Le mysticisme de Léopold Sédar Senghor

Léopold Sédar Senghor, après une période de vide mystique, renouera avec une vision personnelle du catholicisme influencée par Théodore Monod et Teilhard de Chardin. Il affirme sa foi retrouvée grâce à ce dernier :

« Il m’a rendu la foi tout en me permettant d’être un socialiste africain : un socialiste croyant. » (Liberté 5, Le dialogue des cultures, p. 13)

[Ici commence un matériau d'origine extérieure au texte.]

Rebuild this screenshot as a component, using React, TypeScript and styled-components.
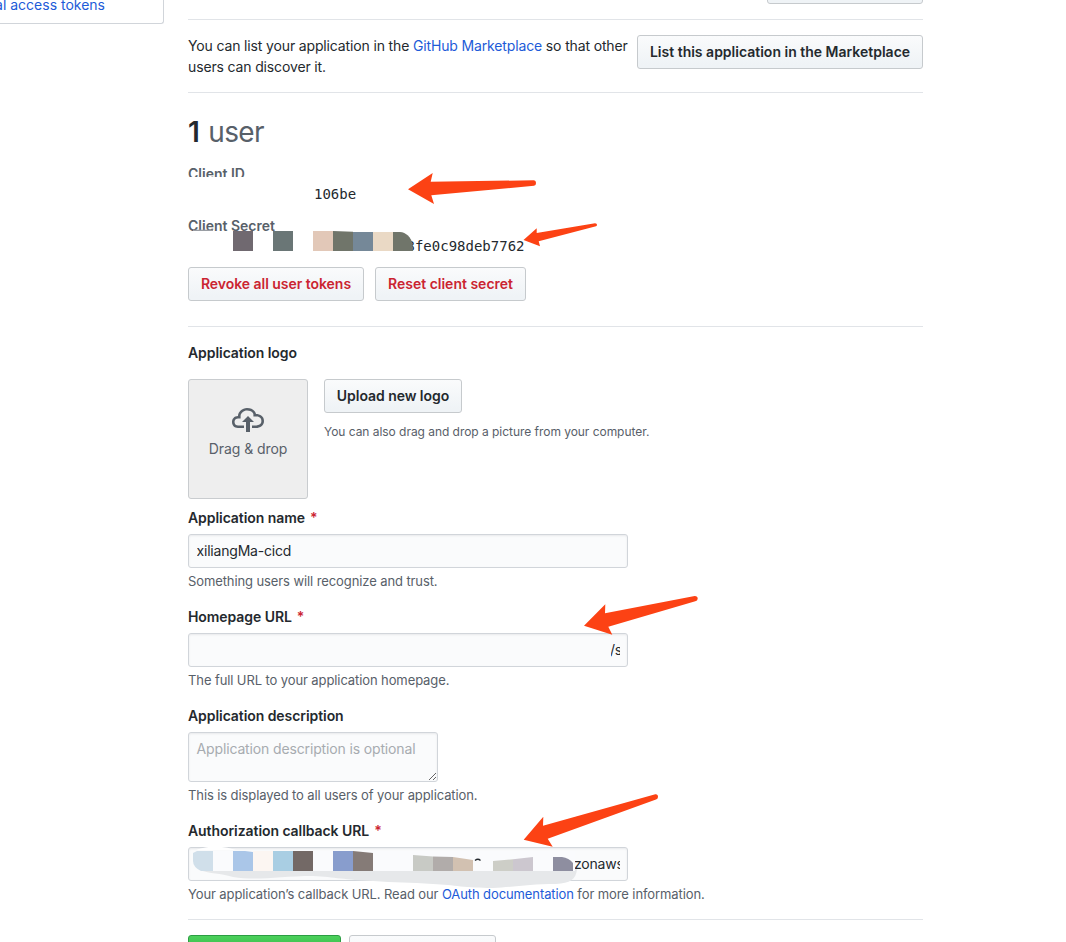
import React from 'react';
import styled, { createGlobalStyle } from 'styled-components';

const Global = createGlobalStyle`
  * { box-sizing: border-box; }
  html, body { margin: 0; background: #fff; }
  body {
    font-family: Inter, "Liberation Sans", sans-serif;
    font-size: 14px;
    line-height: 21px;
    color: #24292e;
    overflow: hidden;
  }
`;

const Page = styled.div`
  position: relative;
  display: flex;
  height: 942px;
  width: 1066px;
  overflow: hidden;
`;

const Sidebar = styled.nav`
  width: 164px;
  height: 24px;
  margin-right: 24px;
  flex: none;
  border: 1px solid #d1d5da;
  border-width: 0 1px 1px 0;
  border-radius: 0 0 3px 0;
  display: flex;
  justify-content: flex-end;
  padding-right: 58px;
`;

const Link = styled.a`
  color: #1d5bd8;
  text-decoration: none;
  white-space: nowrap;
`;

const SideLink = styled(Link)`
  margin-top: -6px;
`;

const Main = styled.main`
  width: 735px;
  flex: none;
`;

const Rule = styled.hr<{ $top?: number }>`
  height: 1px;
  border: 0;
  margin: ${p => p.$top ?? 0}px 0 0;
  background: #e1e4e8;
`;

const Button = styled.button<{ $w: number; $danger?: boolean; $track?: number }>`
  width: ${p => p.$w}px;
  height: 34px;
  flex: none;
  padding: 0;
  font: 600 14px/20px Inter, sans-serif;
  letter-spacing: ${p => p.$track ?? 0}px;
  white-space: nowrap;
  color: ${p => (p.$danger ? '#cb2431' : '#24292e')};
  border: 1px solid #c6cacd;
  border-radius: 3px;
  background: linear-gradient(#fafbfc, #eff3f6 90%);
`;

const PrimaryButton = styled(Button)`
  border-color: #2c9d43;
  background: linear-gradient(#4bd05a, #28a745 90%);
`;

const TopActions = styled.div`
  display: flex;
  justify-content: flex-end;
  align-items: flex-end;
  height: 4px;
`;

const Listing = styled.section`
  display: flex;
  justify-content: space-between;
  height: 72px;
  padding-top: 15px;
`;

const ListingText = styled.p`
  margin: 0;
  width: 445px;
  white-space: nowrap;
  letter-spacing: -0.145px;
`;

const Line = styled.span`
  display: block;
`;

const Count = styled.h2`
  margin: 21px 0 0;
  height: 36px;
  font-size: 28px;
  line-height: 36px;
  font-weight: 400;
  letter-spacing: -0.7px;
  color: #586069;
  b { font-weight: 600; color: #24292e; margin-right: 2px; }
`;

const Keys = styled.dl`
  position: relative;
  margin: 13px 0 0;
  height: 104px;
`;

const KeyName = styled.dt<{ $cut: number }>`
  height: ${p => p.$cut}px;
  margin-bottom: ${p => 21 - p.$cut}px;
  overflow: hidden;
  font-weight: 600;
  color: #586069;
`;

const KeyValue = styled.dd<{ $indent: number }>`
  margin: 0 0 10px;
  padding-left: ${p => p.$indent}px;
  font: 14px/21px "DejaVu Sans Mono", monospace;
`;

const KeyMask = styled.svg`
  position: absolute;
  left: 0;
  top: 62px;
`;

const ButtonRow = styled.div`
  display: flex;
  gap: 11px;
`;

const Label = styled.label<{ $top: number }>`
  display: block;
  margin-top: ${p => p.$top}px;
  font-weight: 600;
  letter-spacing: -0.07px;
`;

const Star = styled.span`
  color: #cb2431;
  margin-left: 5px;
`;

const LogoRow = styled.div`
  display: flex;
  gap: 16px;
  margin-top: 16px;
`;

const DropZone = styled.div`
  width: 120px;
  height: 120px;
  border: 1px solid #c9cccf;
  border-radius: 3px;
  background: #eee;
  color: #586069;
  display: flex;
  flex-direction: column;
  align-items: center;
  padding-top: 24px;
  letter-spacing: -0.08px;
  svg { fill: #586069; margin-bottom: 2px; }
`;

const Note = styled.p<{ $top?: number; $size?: number; $track?: number }>`
  margin: ${p => p.$top ?? 3}px 0 0;
  font-size: ${p => p.$size ?? 13}px;
  letter-spacing: ${p => p.$track ?? -0.1}px;
  line-height: 21px;
  color: #586069;
  white-space: nowrap;
`;

const fieldLook = `
  display: block;
  border: 1px solid #d1d5da;
  border-radius: 3px;
  background: #fafbfc;
  box-shadow: inset 0 1px 2px rgba(27, 31, 35, 0.075);
  color: #24292e;
`;

const Field = styled.div`
  ${fieldLook}
  position: relative;
  width: 440px;
  height: 34px;
  margin-top: 6px;
  padding: 6px 7px;
  line-height: 20px;
`;

const FieldValue = styled.span<{ $indent?: number; $width?: number }>`
  display: block;
  overflow: hidden;
  white-space: nowrap;
  margin-left: ${p => p.$indent ?? 0.5}px;
  width: ${p => (p.$width ? `${p.$width}px` : 'auto')};
  letter-spacing: -0.2px;
`;

const TailValue = styled(FieldValue)`
  height: 13px;
  margin-top: 4px;
  line-height: 12px;
  display: flex;
  justify-content: flex-end;
  span { margin-right: -2px; }
`;

const Area = styled.textarea`
  ${fieldLook}
  width: 250px;
  height: 50px;
  margin-top: 6px;
  padding: 5px 7.5px;
  font: 14px/21px Inter, sans-serif;
  letter-spacing: -0.14px;
  overflow: hidden;
  outline: 0;
  &::placeholder { color: #a7abb0; }
`;

const FieldMask = styled.svg`
  position: absolute;
  left: -1px;
  top: -1px;
  overflow: visible;
`;

const Submit = styled.div`
  display: flex;
  gap: 8px;
  padding-top: 15px;
`;

const Arrows = styled.svg`
  position: absolute;
  inset: 0;
  pointer-events: none;
  fill: #fc4214;
`;

export default function App() {
  return (
    <Page>
      <Global />
      <Sidebar><SideLink>Personal access tokens</SideLink></Sidebar>
      <Main>
        <TopActions><Button $w={156} /></TopActions>
        <Rule $top={15} />
        <Listing>
          <ListingText>
            <Line>You can list your application in the <Link>GitHub Marketplace</Link> so that other</Line>
            <Line>users can discover it.</Line>
          </ListingText>
          <Button $w={286}>List this application in the Marketplace</Button>
        </Listing>
        <Rule />
        <Count><b>1</b> user</Count>
        <Keys>
          <KeyName $cut={14}>Client ID</KeyName>
          <KeyValue $indent={126}>106be</KeyValue>
          <KeyName $cut={17}>Client Secret</KeyName>
          <KeyValue $indent={218.5}>3fe0c98deb7762</KeyValue>
          <KeyMask width="240" height="30" viewBox="188 225 240 30">
            <path fill="#fff" d="M188 231h90v20h-90z" />
            <path fill="#9a9ea4" d="M193 229.700h20v1.300h-20z" />
            <path fill="#706970" d="M233 231h20v20h-20z" />
            <path fill="#6a7676" d="M273 231h20v20h-20z" />
            <path fill="#e2c8b8" d="M313 231h20v20h-20z" />
            <path fill="#70756a" d="M333 231l20 .8V251h-20z" />
            <path fill="#758898" d="M353 232h20v19h-20z" />
            <path fill="#ead9c5" d="M373 232h20v19h-20z" />
            <path fill="#70756a" d="M393 232h7c6 .5 11 5 12.500 12l.5 7H393z" />
          </KeyMask>
        </Keys>
        <ButtonRow>
          <Button $w={176} $danger $track={-0.04}>Revoke all user tokens</Button>
          <Button $w={151} $danger>Reset client secret</Button>
        </ButtonRow>
        <Rule $top={25} />

        <Label $top={15}>Application logo</Label>
        <LogoRow>
          <DropZone>
            <svg width="32" height="32" viewBox="0 0 16 16">
              <path d="M7 9H5l3-3 3 3H9v5H7V9zm5-4c0-.44-.91-3-4.5-3C5.080 2 3 3.920 3 6 1.020 6 0 7.520 0 9c0 1.530 1 3 3 3h3v-1.300H3c-1.620 0-1.700-1.420-1.700-1.700 0-.17.05-1.700 1.700-1.700h1.300V6c0-1.390 1.560-2.700 3.200-2.700 2.550 0 3.130 1.550 3.200 1.800v1.200H12c.81 0 2.700.22 2.700 2.200 0 2.090-2.250 2.200-2.700 2.200h-2V12h2c2.080 0 4-1.160 4-3.500C16 6.060 14.080 5 12 5z" />
            </svg>
            <span>Drag &amp; drop</span>
          </DropZone>
          <div>
            <Button $w={138} $track={-0.05}>Upload new logo</Button>
            <Note $top={8} $size={12} $track={-0.04}>You can also drag and drop a picture from your computer.</Note>
          </div>
        </LogoRow>

        <Label $top={8}>Application name<Star>*</Star></Label>
        <Field><FieldValue>xiliangMa-cicd</FieldValue></Field>
        <Note>Something users will recognize and trust.</Note>

        <Label $top={14}>Homepage URL<Star>*</Star></Label>
        <Field><TailValue $indent={415} $width={9}><span>/s</span></TailValue></Field>
        <Note>The full URL to your application homepage.</Note>

        <Label $top={14}>Application description</Label>
        <Area placeholder="Application description is optional" />
        <Note>This is displayed to all users of your application.</Note>

        <Label $top={14}>Authorization callback URL<Star>*</Star></Label>
        <Field>
          <FieldValue $indent={378} $width={46}>zonaws</FieldValue>
          <FieldMask width="440" height="44" viewBox="188 847 440 44">
            <path fill="#fff" d="M196 850q10-4 22-3.500q10 .5 18 3.500z" />
            <path fill="#e6e8ea" d="M200 870C210 874 220 873 233 877C258 881 280 876 313 876C335 877 345 880 373 881C395 883 410 882 433 884C455 885 465 888 493 888C515 887 530 884 556 884C570 883 576 880 577 869z" />
            <path fill="#fafbfd" d="M200 851h375v20H200z" />
            <path fill="#d0dfea" d="M197 851h16v20h-12q-8-4-8-10v-8z" />
            <path fill="#aac6e8" d="M233 851h12l8 1v19h-20z" />
            <path fill="#fcf6f2" d="M253 851h20v20h-20z" />
            <path fill="#a9cee3" d="M273 851h20v20h-20z" />
            <path fill="#736966" d="M293 851h20v20h-20z" />
            <path fill="#889dcd" d="M333 851h20v20h-20z" />
            <path fill="#857b77" d="M353 851l20 2v18h-20z" />
            <path fill="#c8cac5" d="M413 855l20 1.500V871h-20z" />
            <path fill="#b1acaa" d="M433 856.500l20 .5v14h-20z" />
            <path fill="#d2c1b1" d="M453 857l20 3v11h-20z" />
            <path fill="#cdcec7" d="M493 861l20-1.800V871h-20z" />
            <path fill="#ccc7cf" d="M513 859.200l20-2.200v14h-20z" />
            <path fill="#8e8ea0" d="M553 857h9q7 1 11 6v8h-20z" />
            <path fill="none" stroke="#24292e" strokeWidth="1.300" d="M475 860.500q3-2.500 5.500 0" />
          </FieldMask>
        </Field>
        <Note>Your application’s callback URL. Read our <Link>OAuth documentation</Link> for more information.</Note>
        <Rule $top={14} />
        <Submit>
          <PrimaryButton $w={153} />
          <Button $w={147} />
        </Submit>
      </Main>
      <Arrows width="1066" height="942" viewBox="0 0 1066 942">
        <path d="M408 189.300L432.700 173L430.700 181.700L533.500 180.300Q536 180.500 536 183.300Q536 185.500 534 185.800L431.300 195.300L434 204z" />
        <path d="M523.500 240L536.700 228.300V233L595 223.300Q597 223.500 597 224.800Q597 226 596 226.300L538.700 241.300L540 246.300z" />
        <path d="M584 625.700L605.300 604.300L605 613.300L694.700 596Q697.700 596 697.700 598.700Q697.500 601 695.300 601.300L608.300 626.700L612.300 634.700z" />
        <path d="M523.700 839.700L543.300 816.700L543 825.700L655.300 794.300Q658 794 658 797Q657.800 799 656 799.500L547.700 838.700L552.700 846.700z" />
      </Arrows>
    </Page>
  );
}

Pour lui, il faut passer par le « rendez-vous du donner et du recevoir ». Dans la conclusion de son discours de réception à l’Académie française, il citera ce philosophe dont il se sent si proche :

« Or donc, c’est en ce dernier quart du XXe siècle que s’édifie, malgré les tensions, les haines et les guerres, cette Civilisation de l’Universel que Pierre Teilhard de Chardin, un Français, annonçait pour l’aube du troisième millénaire. »

Il est porté à croire par son sens du religieux :

« (…) de tout temps, Dieu a été, dans l’ontologie négro-africaine, l’Existant en soi, la Force de qui procèdent et en qui se renforcent tous les existants. » (Liberté 5, Le dialogue des cultures, p. 12)

Chrétien, imbu du dogme de la communion des saints, il enrichira sa croyance de sa solidarité avec ses frères de couleur, solidarité qui ressort souvent dans ses poèmes comme par exemple dans ses élégies dont celle à Martin Luther King (Œuvre poétique, p. 293 à 304) ou dans « Émeute à Harlem » (Œuvre poétique, p. 344).

Pendant sa présidence, « il accueillit sur la terre sénégalaise la fondation d’un monastère bénédictin par l’abbaye de Solesmes qu’il avait fréquentée dans sa jeunesse. L’abbaye de Keur-Moussa est l’exemple du métissage réussi, qui devait réjouir le Président du Sénégal. Les moines africains sont désormais les plus nombreux et l’abbé est africain. Et l’on compose dans cette maison une musique liturgique africaine, accompagnée à la kora, qui est d’une grande beauté. » (Jean Foyer, Senghor et l’évolution politique de l’Afrique noire, cérémonie de l’Académie des sciences morales et politiques, du 5 mars 2002)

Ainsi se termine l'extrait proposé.